India-based Panvira aims to raise $200mn in foreign capital to invest from January 2026 in the burgeoning tech sector of the world’s most populous country. The fund will focus on public rather than private markets to capitalise on a surge of initial public offerings amid sky-high valuations.

“If you want to participate in the value creation of a tech company between $2bn and $10bn in the US, you would have to go through [private equity], while in India that would be done through a public tech investor,” said Panvira co-founder Vaibhav Singh, who previously led Asian equities coverage at US hedge fund Coatue.

“India is a market where companies are choosing to go public earlier, and also choosing to go public domestically.”

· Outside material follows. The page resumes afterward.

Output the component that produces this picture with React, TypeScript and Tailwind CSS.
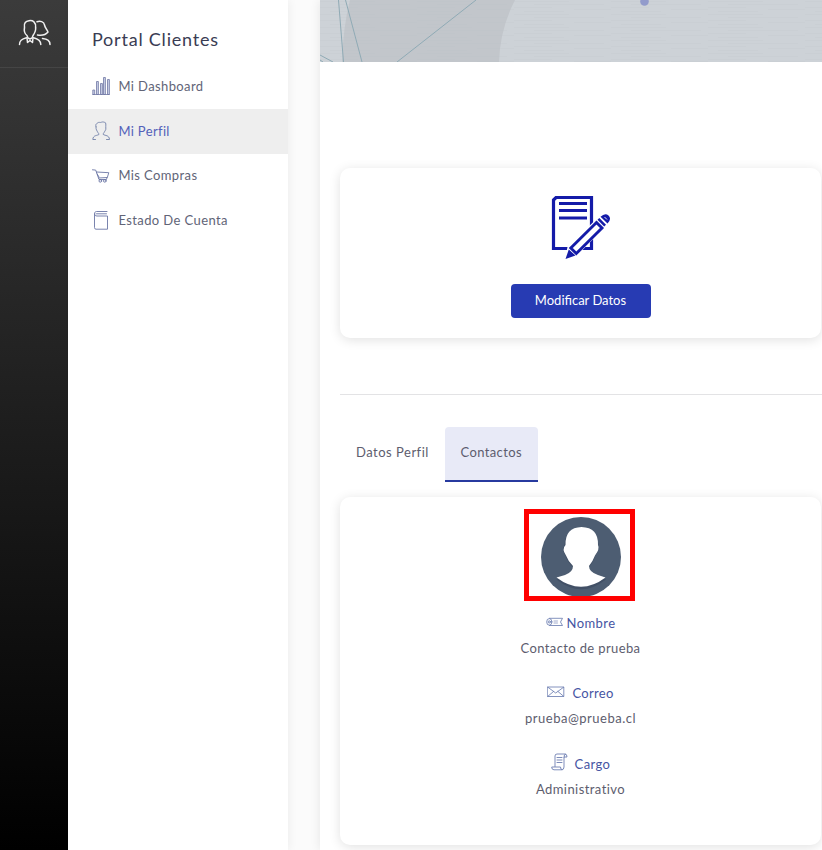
import type { ReactNode } from "react";

const stroke = { fill: "none", stroke: "currentColor", strokeLinecap: "round", strokeLinejoin: "round" } as const;

function UsersIcon() {
  return (
    <svg className="block text-[#f0f0f0]" width="34" height="28" viewBox="0 0 34 28" {...stroke} strokeWidth="1.5">
      <path d="M6.500 8.500C5.500 3.500 8 2.200 11 1.700C15 1.200 18 3 17.600 8.500C18.200 12 16 15 15 16.500L14 19L12 20L10 19L9 16.500C7 15 5.800 12 6.500 8.500Z" />
      <path d="M19 2.700C22 1.600 26 2.500 26.500 6C27 8.500 28.500 10 30 13C28 15.500 25 16.800 19.500 16" />
      <path d="M1.500 25.500C1.500 21.500 3.500 20 8.500 18.700M15.500 18.700C21 20 22.800 22 22.800 25.500" />
      <path d="M24.500 19.500C29 19.800 32 21.800 32 25.500" />
      <path d="M9 19L9.500 23.500L12 21.500L14.500 23.500L15 19" />
    </svg>
  );
}

function ChartIcon() {
  return (
    <svg className="block" width="19" height="20" viewBox="0 0 19 20" fill="#c9cfe6" stroke="#7178a5" strokeWidth=".8">
      <path d="M.8 14h1.900v4.500H.8zM4.500 5.500h1.900v13H4.500zM8.500 7.500h1.900v11H8.500zM11.500 1.500h1.900v17H11.500zM15.500 3.500h1.900v15H15.500zM.4 18.500h17.200" />
    </svg>
  );
}

function UserIcon() {
  return (
    <svg className="block" width="19" height="20" viewBox="0 0 19 20" {...stroke} strokeWidth=".9">
      <path d="M4 5.800C3.200 3 4.500 2.800 5.500 2C7 .7 8 1.900 9.500 1.200C11 .6 12.500 1.200 13.500 1.800C14.200 3.500 13.600 4.500 13.800 7C14.200 9 13 9.500 12.500 10.800C12 12 11 12.500 11.200 13.400C13 14.800 17.300 14 17.500 18.500H14.500M3.500 18.500H.8C1 14 5.200 14.800 7 13.400C7 12.500 6 12 5.500 10.800C5 9.500 3.800 9 4 5.800" />
    </svg>
  );
}

function CartIcon() {
  return (
    <svg className="block" width="19" height="20" viewBox="0 0 19 20" {...stroke} strokeWidth=".9">
      <path d="M.5 3.800L3.700 4.100L7 13.500H14.500L15 11.500M4.500 6L16.800 6.700L15.300 11.500L6.600 12M5.200 8L7 11" />
      <circle cx="8.300" cy="14.900" r="1.300" />
      <circle cx="12.800" cy="14.900" r="1.300" />
    </svg>
  );
}

function BookIcon() {
  return (
    <svg className="block" width="19" height="20" viewBox="0 0 19 20" {...stroke} strokeWidth=".9">
      <path d="M15 1.500H4.500C2.500 1.500 2.500 3.500 2.500 5V17.500Q2.500 19.200 4 19.200H15.500V6H5C3 6 2.500 4.800 2.700 3.700M4.500 3.800H14.500" />
    </svg>
  );
}

function EditDocumentIcon() {
  return (
    <svg className="block" width="60" height="66" viewBox="0 0 60 66">
      <path d="M5 2.500H40.500V53.500H2.500V5Z" fill="#fff" stroke="#141ba8" strokeWidth="3.200" />
      <path d="M8 8.500H36M8 15.500H36M8 23H36" stroke="#141ba8" strokeWidth="2.800" />
      <path d="M14 64L16.500 52L46 23.500L54 32L26.500 60Z" fill="#fff" />
      <path d="M19.800 53L45.500 27.500L51 33L25.300 58.500Z" fill="#fff" stroke="#141ba8" strokeWidth="2.900" />
      <path d="M17.800 54.500L24.500 60.500L14.500 64Z" fill="#141ba8" />
      <path d="M46.500 24.800L48.300 23L55 29.700L53.200 31.500ZM49.500 21.800Q54 17.500 57.500 20.500Q61 24 56.500 28.500Z" fill="#141ba8" />
      <path d="M53.500 22L56 24.500" stroke="#fff" strokeWidth=".9" />
    </svg>
  );
}

function TicketIcon() {
  return (
    <svg className="block" width="18" height="10" viewBox="0 0 18 10" {...stroke} strokeWidth=".8">
      <path d="M3.500 1.300H16.500L14.500 5L16.500 8.500H3.500" />
      <ellipse cx="3.300" cy="4.900" rx="2.600" ry="3.300" />
      <circle cx="3.300" cy="4.900" r="1.100" />
      <path d="M8 4H11.500M8 6H11.500" strokeWidth="1" opacity=".6" />
    </svg>
  );
}

function MailIcon() {
  return (
    <svg className="block" width="18" height="12" viewBox="0 0 18 12" {...stroke} strokeWidth=".8">
      <path d="M.7 1H16.800V10.500H.7ZM1 1.300L8.700 7L16.500 1.300M1 10.200L6.500 5.500M16.500 10.200L11 5.500" />
    </svg>
  );
}

function ScrollIcon() {
  return (
    <svg className="block" width="17" height="18" viewBox="0 0 17 18" {...stroke} strokeWidth=".85">
      <path d="M4 13.500V3Q4 1 6 1H14Q16 1 16 4H13V14Q13 16.800 10.500 16.800H3Q.7 16.800.7 14H9.500Q9.500 16.800 11 16.800M13 4Q13 1 14.500 1M6 4.500H11M6 7H11M6 9.500H11" />
    </svg>
  );
}

function Avatar() {
  return (
    <svg className="block" width="80" height="80" viewBox="0 0 80 80">
      <circle cx="40" cy="40" r="40" fill="#4d5d72" />
      <path d="M15.500 62.500Q40 82 65 62.500L56 58Q48 54 48 50Q52 46 54.500 38Q58 35 57.500 30Q57 12 40.500 10Q24 12 23.500 28Q20.500 33 24 38Q27 46 32 50Q32 54 24 58Z" fill="#3d4b61" opacity=".7" />
      <path d="M15.500 60.500Q40 79 64.500 60.500L57 58Q48 55 48 49Q51.500 45 54 38.500Q59 32 57 28Q57.500 10.500 40.500 10Q24 10.500 24.500 28Q20.500 32 25 38.500Q27.500 45 32 49Q32 55 24 58Z" fill="#fff" />
    </svg>
  );
}

function MenuItem({ icon, label, tracking, active }: { icon: ReactNode; label: string; tracking: string; active?: boolean }) {
  return (
    <a className={`flex items-center pl-6 ${active ? "h-[45px] bg-[#eeeeee]" : "h-[44.500px]"}`}>
      <span className={`w-[26.400px] ${active ? "text-[#7180a8]" : "text-[#6b76a5]"}`}>{icon}</span>
      <span className={`pb-px text-[13px] leading-5 ${tracking} ${active ? "text-[#5361ba]" : "text-[#616477]"}`}>{label}</span>
    </a>
  );
}

function Field({ icon, label, gap, value, labelTracking, valueTracking }: { icon: ReactNode; label: string; gap: string; value: string; labelTracking: string; valueTracking: string }) {
  return (
    <div className="flex h-[70.400px] flex-col items-center">
      <div className={`flex h-[25px] items-center ${gap}`}>
        <span className="-mt-1 text-[#6577ad]">{icon}</span>
        <span className={`pb-px text-[13px] leading-5 text-[#4655a3] ${labelTracking}`}>{label}</span>
      </div>
      <div className={`text-[13px] leading-[25px] text-[#5d5d6e] ${valueTracking}`}>{value}</div>
    </div>
  );
}

function Banner() {
  return (
    <svg className="block" width="502" height="62" viewBox="0 0 502 62">
      <defs>
        <pattern id="weave" width="97" height="13" patternUnits="userSpaceOnUse">
          <path d="M0 1.500H55M20 4.500H90M0 7.500H38M60 9.500H97M10 11.500H50" stroke="#b3babf" strokeWidth=".7" opacity=".22" />
        </pattern>
      </defs>
      <rect width="502" height="62" fill="#cdd2d7" />
      <path d="M30 0Q23 27 22 62H179Q180 29 195 0Z" fill="#c2c6cb" />
      <rect width="502" height="62" fill="url(#weave)" />
      <path d="M18.500 0L23.500 62M25.500 0L42 62M77 62L156 0M0 55L13 62M0 60L3 62" fill="none" stroke="#8faab5" strokeWidth="1" />
      <circle cx="324.500" cy="1.500" r="4.300" fill="#929bcb" />
    </svg>
  );
}

export default function App() {
  return (
    <div className="flex h-[850px] w-[822px] overflow-hidden bg-[#fbfbfb] font-['Lato','Noto_Sans',sans-serif]">
      <aside className="w-[68px] shrink-0 bg-[linear-gradient(to_bottom,#3b3b3b,#000000)]">
        <div className="h-[68px] border-b border-[#454545] pt-[19px] pl-[18px]">
          <UsersIcon />
        </div>
      </aside>

      <nav className="w-[220px] shrink-0 bg-white shadow-[0_0_10px_rgba(0,0,0,0.07)]">
        <h1 className="h-16 pt-[25px] pl-6 text-[18px] leading-7 tracking-[0.780px] text-[#3a3c53]">Portal Clientes</h1>
        <MenuItem icon={<ChartIcon />} label="Mi Dashboard" tracking="tracking-[0.400px]" />
        <MenuItem icon={<UserIcon />} label="Mi Perfil" tracking="tracking-[0.350px]" active />
        <MenuItem icon={<CartIcon />} label="Mis Compras" tracking="tracking-[0.400px]" />
        <MenuItem icon={<BookIcon />} label="Estado De Cuenta" tracking="tracking-[0.400px]" />
      </nav>

      <main className="ml-8 w-[502px] shrink-0 bg-white shadow-[0_0_10px_rgba(0,0,0,0.09)]">
        <Banner />
        <div className="pt-[106px] pl-5">
          <section className="flex h-[170px] w-[481px] flex-col items-center rounded-[10px] bg-white pt-[27px] shadow-[0_2px_12px_rgba(0,0,0,0.12)]">
            <div className="pl-px">
              <EditDocumentIcon />
            </div>
            <button className="mt-[23px] h-[34px] w-[140px] rounded bg-[#273bb3] pb-px text-[13px] text-white">Modificar Datos</button>
          </section>

          <hr className="mt-14 border-[#e3e3e5]" />

          <div className="mt-8 flex h-[55px] text-[13px] text-[#5d5d6e]">
            <button className="w-[105px] pb-[3px] pl-4 text-left tracking-[0.500px]">Datos Perfil</button>
            <button className="w-[93px] rounded-t border-b-2 border-[#273a9f] bg-[#e8eaf7] pb-px pl-[15.500px] text-left tracking-[0.380px]">Contactos</button>
          </div>

          <section className="mt-[15px] flex h-[348px] w-[481px] flex-col items-center rounded-[10px] bg-white pt-3 shadow-[0_2px_12px_rgba(0,0,0,0.12)]">
            <div className="mr-[2px] flex h-[92px] w-[111px] justify-center overflow-hidden border-[5px] border-[#ff0000] pt-[3px] pl-[3px]">
              <Avatar />
            </div>
            <div className="pt-2.5">
              <Field icon={<TicketIcon />} label="Nombre" gap="gap-[3px]" value="Contacto de prueba" labelTracking="tracking-[0.400px]" valueTracking="tracking-[0.380px]" />
              <Field icon={<MailIcon />} label="Correo" gap="gap-[7px]" value="prueba@prueba.cl" labelTracking="tracking-[0.300px]" valueTracking="tracking-[0.500px]" />
              <Field icon={<ScrollIcon />} label="Cargo" gap="gap-[7px]" value="Administrativo" labelTracking="tracking-[0.400px]" valueTracking="tracking-[0.430px]" />
            </div>
          </section>
        </div>
      </main>
    </div>
  );
}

Panvira’s plans highlight renewed interest among global asset managers in India after an economic downturn hit corporate earnings and sparked an exodus of foreign investors last year. The blue-chip Nifty 50 index is up about 4 per cent this year after retreating from a record high in September.

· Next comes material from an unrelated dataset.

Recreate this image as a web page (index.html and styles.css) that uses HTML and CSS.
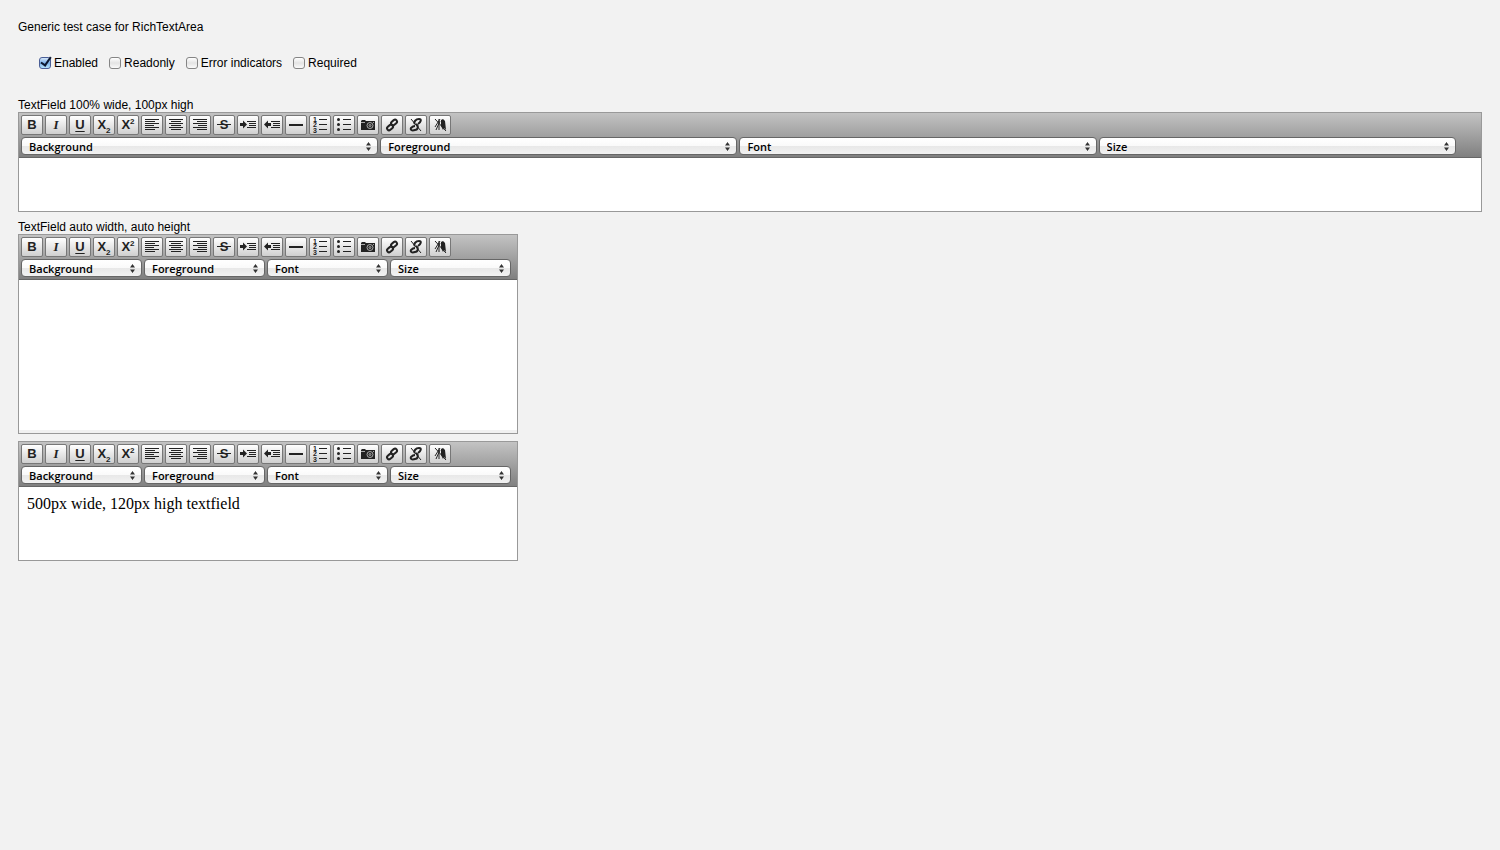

This week, BlackRock’s fund management joint venture with Jio Financial Services, owned by Asia’s wealthiest man Mukesh Ambani, received regulatory approval to begin operations, nearly two years after announcing the tie-up.

Sanlam, a South African financial services group, on Tuesday acquired a 23 per cent stake in Mumbai-based Shriram Asset Management. Carson Block’s hedge fund, Muddy Waters, is also looking to set up an investment vehicle in India.

Headshots of Akhil Chainwala and Vaibhav Singh
Akhil Chainwala, left, and Vaibhav Singh pushed back on the idea that Indian equities were overvalued © Panvira

Singh and his co-founder Akhil Chainwala compared India’s tech sector to Silicon Valley in the 1990s and especially to China in 2005, when giants such as Alibaba were still young and funds such as Hillhouse had just launched to connect the local market with outside capital.

“If you were Chinese abroad at a global investment firm . . . it was the moment to go back and build in China. I think we’re at a similar moment where it’s time to go and build in India,” said Singh, who noted that China’s GDP a head at the time was close to India’s figure today.

“We do feel that the opportunities in India are big. We feel not just in terms of the 2005 China moment but also the late ‘90s in the US.”

The fund — known as a “Tiger grand cub” because Singh’s previous fund, Coatue, was founded by an alumnus of the vaunted tech investment group Tiger Global — has the backing of global investors including a “prominent US institutional investor”, according to Panvira.

Foreign observers have warned that India’s equities have been pumped up by retail and pension savings. The average price-to-earnings ratio of the Nifty 50 is 22.7, compared with 23.3 for the S&P 500 index and 15 for China’s CSI 300.

Singh and Chainwala pushed back on the idea that Indian equities were overvalued, citing high GDP and corporate revenue growth compared with the US.

Panvira will be domiciled in Gift City, a special economic zone in Gujarat, Prime Minister Narendra Modi’s home state. The city has been luring financial institutions including HSBC and JPMorgan with tax exemptions and other incentives in the hope of creating a rival to Singapore and Dubai, popular hubs for offshore investment in India.

“India is a fairly high noise-to-signal ratio place. There is an edge, alpha, to being local,” said Singh, referring to the ability to find information that could contribute to investment decisions amid daily life.